This was literally an argument used by some women who opposed women's suffrage - worries that if they received the full benefits of citizenship they'd be expected to pay the full costs thereof.
You're starting from the false premise that I do not believe women should be conscripted. In my country (and many European countries) much of the female population was conscripted during the second world war, mostly for war industry and agriculture. In Norway and Sweden, everyone is registered for national service regardless of sex. In Switzerland, women can choose not to do national service, but if they do they have to pay an additional tax to support those who do. The idea of women doing national service really isn't weird in most countries that still use it. The reason countries like the US don't institute an equal draft register is because firstly, conservatives still hate the idea of women in the military, secondly, because the US has not been existentially threatened by a war for hundreds of year, and thirdly because the idea of the US drafting its population as conscripts is an absolute joke.
Unless aliens invade tomorrow, most countries don't need or use conscripts, and of all countries on Earth the US has the least need for conscripts. Switzerland, Sweden, Norway, Finland and so forth have conscription because they are historically neutral countries with small populations. Conscription is a part of their national defence strategy, and that strategy has thus inevitably had to define the role of women in order to remain effective. Until the xeno menace arrives, men in the US are simply never going to be drafted.
If you're that concerned about a situation that's never going to happen, write to your representative about it. The only people holding you back are conservatives.
Apparently they needed not be worried, as even once women were permitted in all roles and positions in the military without exception the very idea would remain a thing that's not going to happen, that Congress refuses to pass and the courts refuse to hear (the refusal of SCOTUS to hear NCFM v Selective Service was penned by Sotomayor and basically admits that there's probably illegal discrimination going on there but SCOTUS doesn't want to get between Congress and the military, so...).
Why are you complaining to me?
I'm not opposing you on this, I just struggle to care about something which is never going to matter. But if it matters to you, the people blocking you are your own military and political establishment. Most of those people are men. Go bond with them over man stuff, I'm sure they'll listen to you.
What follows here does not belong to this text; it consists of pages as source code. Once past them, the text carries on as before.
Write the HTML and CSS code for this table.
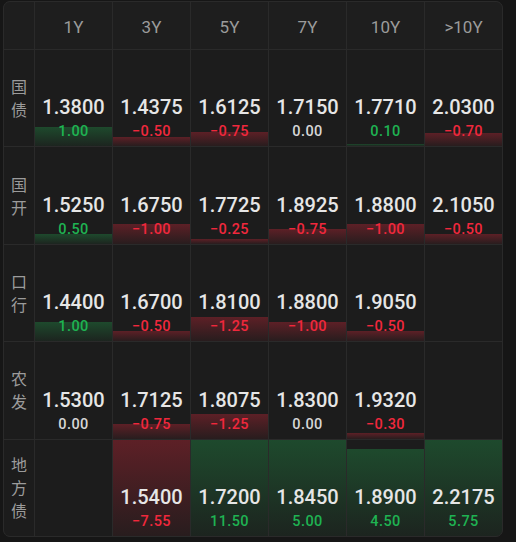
FILE: index.html
```html
<!DOCTYPE html>
<html lang="zh-CN">
<head>
  <meta charset="UTF-8" />
  <meta name="viewport" content="width=device-width, initial-scale=1.0" />
  <title>利率债收益率</title>
  <link rel="stylesheet" href="styles.css">
</head>
<body>
  <div id="board" class="board"></div>

  <script>
    const tenors = ['1Y', '3Y', '5Y', '7Y', '10Y', '>10Y'];
    const rows = [
      { name: '国债', cells: [[1.3800, 1.00], [1.4375, -0.50], [1.6125, -0.75], [1.7150, 0], [1.7710, 0.10], [2.0300, -0.70]] },
      { name: '国开', cells: [[1.5250, 0.50], [1.6750, -1.00], [1.7725, -0.25], [1.8925, -0.75], [1.8800, -1.00], [2.1050, -0.50]] },
      { name: '口行', cells: [[1.4400, 1.00], [1.6700, -0.50], [1.8100, -1.25], [1.8800, -1.00], [1.9050, -0.50], null] },
      { name: '农发', cells: [[1.5300, 0], [1.7125, -0.75], [1.8075, -1.25], [1.8300, 0], [1.9320, -0.30], null] },
      { name: '地方债', cells: [null, [1.5400, -7.55], [1.7200, 11.50], [1.8450, 5.00], [1.8900, 4.50], [2.2175, 5.75]] }
    ];

    // px of bar per 1bp change, capped at the cell height
    const BAR_UNIT = 19.4;

    function fmtChange(v) {
      if (v < 0) return '\u2212' + Math.abs(v).toFixed(2);
      return v.toFixed(2);
    }

    function renderBoard() {
      const board = document.getElementById('board');
      let html = '<div class="head"></div>';
      tenors.forEach(t => {
        html += `<div class="head">${t}</div>`;
      });

      rows.forEach(row => {
        html += `<div class="label">${row.name.split('').join('<br>')}</div>`;
        row.cells.forEach(cell => {
          if (!cell) {
            html += '<div class="cell"></div>';
            return;
          }
          const [yieldVal, change] = cell;
          const dir = change > 0 ? 'up' : change < 0 ? 'down' : 'flat';
          const barH = Math.min(Math.abs(change) * BAR_UNIT, 100);
          html += `
            <div class="cell">
              ${change !== 0 ? `<div class="bar ${dir}" style="height:${barH}px"></div>` : ''}
              <div class="val">${yieldVal.toFixed(4)}</div>
              <div class="chg ${dir}">${fmtChange(change)}</div>
            </div>
          `;
        });
      });

      board.innerHTML = html;
    }

    renderBoard();
  </script>
</body>
</html>
```

FILE: styles.css
```css
html, body {
  margin: 0;
  background: #161616;
}
body {
  font-family: Roboto, "Noto Sans CJK SC", sans-serif;
  width: 516px;
  height: 542px;
  overflow: hidden;
}
.board {
  display: grid;
  grid-template-columns: 30px repeat(6, 77px);
  grid-template-rows: 47px repeat(5, 96.4px);
  gap: 1px;
  width: max-content;
  margin: 1px 0 0 3px;
  background: #2a2a2a;
  border: 1px solid #2a2a2a;
  border-radius: 7px;
  overflow: hidden;
}
.head {
  background: #1e1e1e;
  color: #9b9b9b;
  font-size: 17px;
  display: flex;
  align-items: center;
  justify-content: center;
  padding-top: 2px;
}
.label {
  background: #1c1c1c;
  color: #9b9b9b;
  font-family: "Noto Sans CJK SC", sans-serif;
  font-size: 16px;
  line-height: 23px;
  display: flex;
  align-items: center;
  justify-content: center;
  text-align: center;
}
.cell {
  position: relative;
  background: #1c1c1c;
  display: flex;
  flex-direction: column;
  align-items: center;
  justify-content: flex-end;
  padding-bottom: 5px;
  overflow: hidden;
}
.bar {
  position: absolute;
  left: 0;
  right: 0;
  bottom: 0;
  max-height: 100%;
}
.bar.up {
  background: linear-gradient(to bottom, rgba(34, 170, 80, 0.32), rgba(34, 170, 80, 0.06));
}
.bar.down {
  background: linear-gradient(to bottom, rgba(230, 40, 60, 0.32), rgba(230, 40, 60, 0.06));
}
.val {
  position: relative;
  color: #e6e6e6;
  font-size: 20px;
  line-height: 24px;
  font-weight: 500;
  margin-bottom: 4px;
}
.chg {
  position: relative;
  font-size: 14.5px;
  line-height: 18px;
  font-weight: 500;
  letter-spacing: 0.4px;
}
.chg.up {
  color: #1fb352;
}
.chg.down {
  color: #f0283c;
}
.chg.flat {
  color: #d6d6d6;
}
```
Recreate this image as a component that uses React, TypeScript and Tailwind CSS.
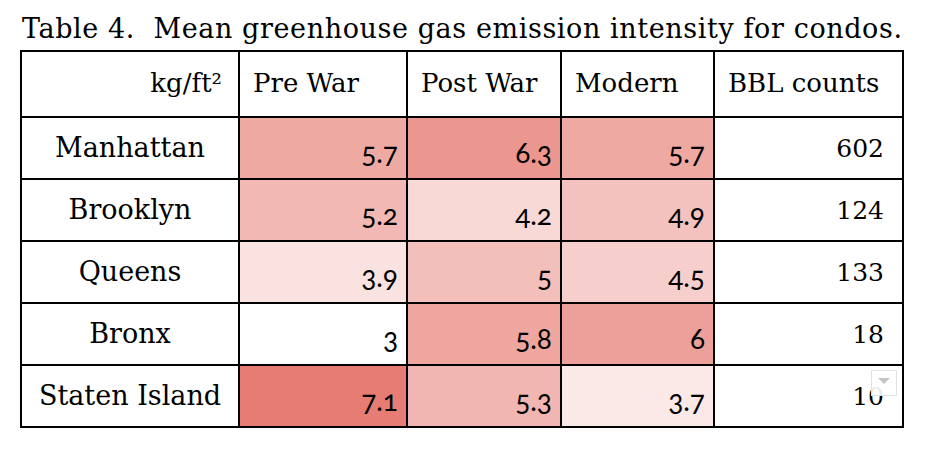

Are you literally arguing that barring or restricting medical providers from doing one specific type of procedure or providing drugs for one specific purpose (because let's be honest, no one is willing to apply that generally) abrogates ownership over your own body, but the government having the express ability to literally at their choice and regardless of your will send you off to function as an agent of the state and likely be murdered (only prevented because they don't actually need to at the moment and calling for it is unpopular) is totally unrelated to ownership of your own body?
Yes.
When a state conscripts its population, it is not because those in power want those people to die. It's not a way of punishing people by making them go and risk their lives in a war. Those people are not there because the state owns them and can dispose of their lives as it sees fit, if anything in principle it is the reverse. They are there because they have a stake in the survival of the nation, and because they are deemed to be physically capable of being there. The plan is not to get them all killed, the plan (as questionable as it may be in practice) is to win the war so that as many of them as possible get to go home.
If you want an example of a violation of bodily autonomy in a military context. During the Vietnam war era soldiers were deliberately exposed to various drugs and chemical agents as part of military experiments without their consent and without knowing what they were being exposed to. These included chemical weapons, hallucinogens and experimental drugs. As a result, some of them suffered long term illness or debilitation due to side effects
Being used for medical experiments is different from required to fight in a war. Being forced into militarized sexual slavery, as some women were during the second world war, is different from being asked to fight a war. There is a difference between being ordered to do something, even something difficult or dangerous, and having the functioning of your own body appropriated to serve someone else's agenda.
When those medical experiments came to light, it caused a huge scandal. The CIA and the military tried to shred the documents and cover it up to avoid being implicated. There was a lawsuit over it. Even in the US, where the military has immense power and a kind of cultural immunity from criticism, that was a bridge too far.
Actually, let's go down that rabbit hole for a moment - is restricting or barring any drug, medical procedure or surgery abrogating ownership over the bodies of people who might want those and thus wrong?
Is the drug, medical procedure or surgery dangerous or potentially harmful?
Is it effective in treating what it is meant to treat?
Are the reasons for banning it medical in nature, or are they based in religious or ethical beliefs which a person might reasonably not share?
Because yes. If a treatment exists that is safe, effective and readily available, denying someone the choice whether to use it is a violation of their bodily autonomy. The decision about how to treat someone should be between them and their doctor and guided by medical reasoning and priorities, not the political or religious priorities of conservative politicians and judges.
...because sexual consent was seen as part of the social contract of marriage, and therefore it was impossible for someone to rape their spouse
Marriage isn't a social contract. It's just a contract. A social contract is not between two people, it's between an individual and the state that they live in and are part of.
You're also kind of wrong, because the history of the concept of marriage is way more fucked up than you're pretending, but this post is already too long.